** INFORMATION SHOWN **
____________________

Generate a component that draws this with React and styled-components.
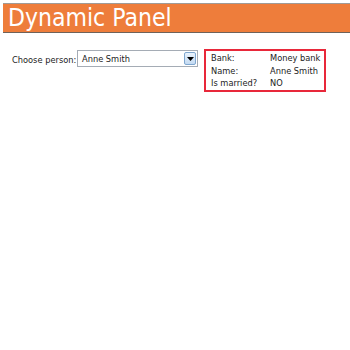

____________________

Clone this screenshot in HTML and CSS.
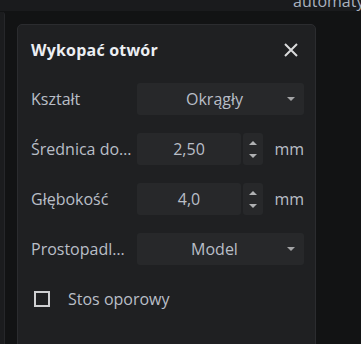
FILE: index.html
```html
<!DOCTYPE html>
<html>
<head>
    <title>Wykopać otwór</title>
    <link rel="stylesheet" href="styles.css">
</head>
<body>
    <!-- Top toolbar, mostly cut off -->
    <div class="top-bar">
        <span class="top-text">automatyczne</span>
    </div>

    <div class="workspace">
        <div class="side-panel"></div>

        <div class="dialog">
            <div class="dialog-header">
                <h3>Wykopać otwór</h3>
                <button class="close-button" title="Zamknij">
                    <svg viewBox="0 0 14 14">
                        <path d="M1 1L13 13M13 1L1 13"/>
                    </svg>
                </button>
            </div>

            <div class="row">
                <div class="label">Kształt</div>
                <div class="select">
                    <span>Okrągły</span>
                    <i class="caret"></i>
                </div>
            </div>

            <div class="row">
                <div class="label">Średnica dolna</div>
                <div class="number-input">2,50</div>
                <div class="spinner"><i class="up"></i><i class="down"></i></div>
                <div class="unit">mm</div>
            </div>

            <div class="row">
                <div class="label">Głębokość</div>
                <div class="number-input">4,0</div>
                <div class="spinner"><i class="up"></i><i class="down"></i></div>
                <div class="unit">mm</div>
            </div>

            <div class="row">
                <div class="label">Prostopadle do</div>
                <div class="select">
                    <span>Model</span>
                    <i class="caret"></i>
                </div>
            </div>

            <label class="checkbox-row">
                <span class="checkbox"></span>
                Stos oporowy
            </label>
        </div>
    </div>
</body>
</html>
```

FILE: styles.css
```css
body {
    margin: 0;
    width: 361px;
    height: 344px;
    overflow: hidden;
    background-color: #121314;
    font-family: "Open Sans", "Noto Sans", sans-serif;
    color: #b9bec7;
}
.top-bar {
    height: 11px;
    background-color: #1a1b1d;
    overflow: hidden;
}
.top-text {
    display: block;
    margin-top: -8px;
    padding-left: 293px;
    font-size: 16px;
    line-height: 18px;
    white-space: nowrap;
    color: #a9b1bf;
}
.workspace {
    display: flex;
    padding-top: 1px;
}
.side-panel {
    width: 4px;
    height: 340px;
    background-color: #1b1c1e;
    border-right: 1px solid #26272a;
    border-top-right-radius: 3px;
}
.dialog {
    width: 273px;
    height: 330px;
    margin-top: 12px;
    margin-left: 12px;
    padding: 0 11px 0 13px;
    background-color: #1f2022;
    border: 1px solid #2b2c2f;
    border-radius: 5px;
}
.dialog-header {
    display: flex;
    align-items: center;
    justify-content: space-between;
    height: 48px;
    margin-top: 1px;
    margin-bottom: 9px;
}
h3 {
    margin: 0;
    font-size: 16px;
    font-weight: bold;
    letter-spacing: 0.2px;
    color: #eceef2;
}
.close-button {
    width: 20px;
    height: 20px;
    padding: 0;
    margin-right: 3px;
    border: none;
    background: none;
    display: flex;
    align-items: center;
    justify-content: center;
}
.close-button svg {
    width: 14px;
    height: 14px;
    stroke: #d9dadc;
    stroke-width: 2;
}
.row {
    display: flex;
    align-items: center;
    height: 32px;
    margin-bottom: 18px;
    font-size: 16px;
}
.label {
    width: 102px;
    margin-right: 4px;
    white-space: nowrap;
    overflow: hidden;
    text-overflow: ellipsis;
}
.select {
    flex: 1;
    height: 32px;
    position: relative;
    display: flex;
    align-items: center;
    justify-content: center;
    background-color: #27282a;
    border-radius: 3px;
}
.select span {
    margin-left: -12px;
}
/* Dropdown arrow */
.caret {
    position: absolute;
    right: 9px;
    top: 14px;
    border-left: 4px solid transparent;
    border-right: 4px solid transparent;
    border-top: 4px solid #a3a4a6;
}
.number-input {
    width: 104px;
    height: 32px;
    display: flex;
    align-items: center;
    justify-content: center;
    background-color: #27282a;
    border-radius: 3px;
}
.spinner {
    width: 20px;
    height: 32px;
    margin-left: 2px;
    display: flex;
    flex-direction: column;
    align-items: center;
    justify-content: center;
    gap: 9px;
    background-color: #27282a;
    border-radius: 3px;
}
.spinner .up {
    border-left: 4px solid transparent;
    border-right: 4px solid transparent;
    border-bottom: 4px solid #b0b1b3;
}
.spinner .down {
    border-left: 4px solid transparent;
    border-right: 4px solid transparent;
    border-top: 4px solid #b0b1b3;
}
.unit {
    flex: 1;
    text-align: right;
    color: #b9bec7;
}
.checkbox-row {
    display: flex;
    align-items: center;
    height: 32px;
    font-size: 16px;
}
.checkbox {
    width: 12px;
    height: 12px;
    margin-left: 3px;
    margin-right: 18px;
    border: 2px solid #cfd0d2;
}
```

____________________

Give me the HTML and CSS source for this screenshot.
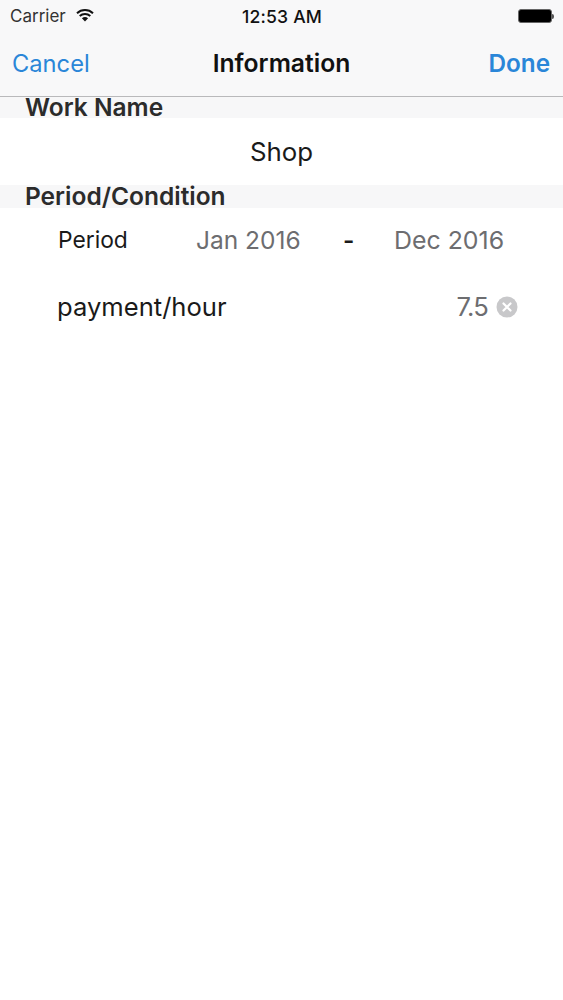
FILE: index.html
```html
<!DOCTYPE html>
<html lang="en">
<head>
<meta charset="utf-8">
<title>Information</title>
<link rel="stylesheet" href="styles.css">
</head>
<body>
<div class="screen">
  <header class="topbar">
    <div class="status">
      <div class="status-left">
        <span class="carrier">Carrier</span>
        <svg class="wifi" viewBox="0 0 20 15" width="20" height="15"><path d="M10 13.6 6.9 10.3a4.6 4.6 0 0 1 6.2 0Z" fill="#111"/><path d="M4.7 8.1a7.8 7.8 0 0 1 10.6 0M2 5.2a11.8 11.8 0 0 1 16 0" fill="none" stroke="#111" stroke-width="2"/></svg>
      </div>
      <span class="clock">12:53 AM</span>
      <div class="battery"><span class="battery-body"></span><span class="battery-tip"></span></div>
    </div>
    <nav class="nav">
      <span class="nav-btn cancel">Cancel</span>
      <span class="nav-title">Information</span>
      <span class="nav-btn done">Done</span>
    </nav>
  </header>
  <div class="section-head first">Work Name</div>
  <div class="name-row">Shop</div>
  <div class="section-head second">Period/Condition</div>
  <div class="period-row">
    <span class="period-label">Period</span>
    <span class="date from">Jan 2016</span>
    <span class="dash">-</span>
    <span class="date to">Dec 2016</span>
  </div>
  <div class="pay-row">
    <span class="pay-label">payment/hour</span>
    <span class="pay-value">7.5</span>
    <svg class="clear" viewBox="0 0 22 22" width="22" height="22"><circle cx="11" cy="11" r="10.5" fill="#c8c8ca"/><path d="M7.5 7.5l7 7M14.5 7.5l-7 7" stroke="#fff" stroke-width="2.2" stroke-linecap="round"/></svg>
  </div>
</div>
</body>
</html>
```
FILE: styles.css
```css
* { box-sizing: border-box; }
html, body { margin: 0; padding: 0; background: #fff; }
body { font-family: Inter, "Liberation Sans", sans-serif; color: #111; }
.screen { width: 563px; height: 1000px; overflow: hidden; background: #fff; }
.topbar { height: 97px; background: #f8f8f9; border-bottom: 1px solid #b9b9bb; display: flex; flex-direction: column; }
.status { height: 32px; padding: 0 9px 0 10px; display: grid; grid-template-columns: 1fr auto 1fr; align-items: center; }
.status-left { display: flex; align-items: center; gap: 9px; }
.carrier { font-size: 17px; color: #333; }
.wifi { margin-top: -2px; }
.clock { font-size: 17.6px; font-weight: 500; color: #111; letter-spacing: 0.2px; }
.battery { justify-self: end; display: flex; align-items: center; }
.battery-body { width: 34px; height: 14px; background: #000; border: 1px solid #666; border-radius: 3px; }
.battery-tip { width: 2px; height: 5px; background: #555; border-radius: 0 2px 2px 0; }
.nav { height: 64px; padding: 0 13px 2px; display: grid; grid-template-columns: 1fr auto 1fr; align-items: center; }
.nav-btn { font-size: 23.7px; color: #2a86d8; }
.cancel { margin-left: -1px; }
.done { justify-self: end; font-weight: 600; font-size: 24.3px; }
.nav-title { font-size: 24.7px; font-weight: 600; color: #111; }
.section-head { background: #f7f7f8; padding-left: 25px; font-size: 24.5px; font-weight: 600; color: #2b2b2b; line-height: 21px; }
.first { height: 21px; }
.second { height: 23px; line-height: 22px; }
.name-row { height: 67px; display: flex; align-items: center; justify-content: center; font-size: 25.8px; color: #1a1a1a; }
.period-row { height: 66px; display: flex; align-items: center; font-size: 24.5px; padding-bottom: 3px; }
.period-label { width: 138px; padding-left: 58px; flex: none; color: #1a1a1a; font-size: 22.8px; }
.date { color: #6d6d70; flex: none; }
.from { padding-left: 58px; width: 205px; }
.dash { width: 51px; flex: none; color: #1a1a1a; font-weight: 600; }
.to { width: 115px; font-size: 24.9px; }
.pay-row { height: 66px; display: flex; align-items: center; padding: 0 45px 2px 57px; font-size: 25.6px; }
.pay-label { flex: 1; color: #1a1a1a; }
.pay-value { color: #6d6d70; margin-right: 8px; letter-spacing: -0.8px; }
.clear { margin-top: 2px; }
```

____________________

** BRIEF **
In the entries above, identify every line with the word "screenshot". Copy those lines.

** RESPONSE **
Clone this screenshot in HTML and CSS.
Give me the HTML and CSS source for this screenshot.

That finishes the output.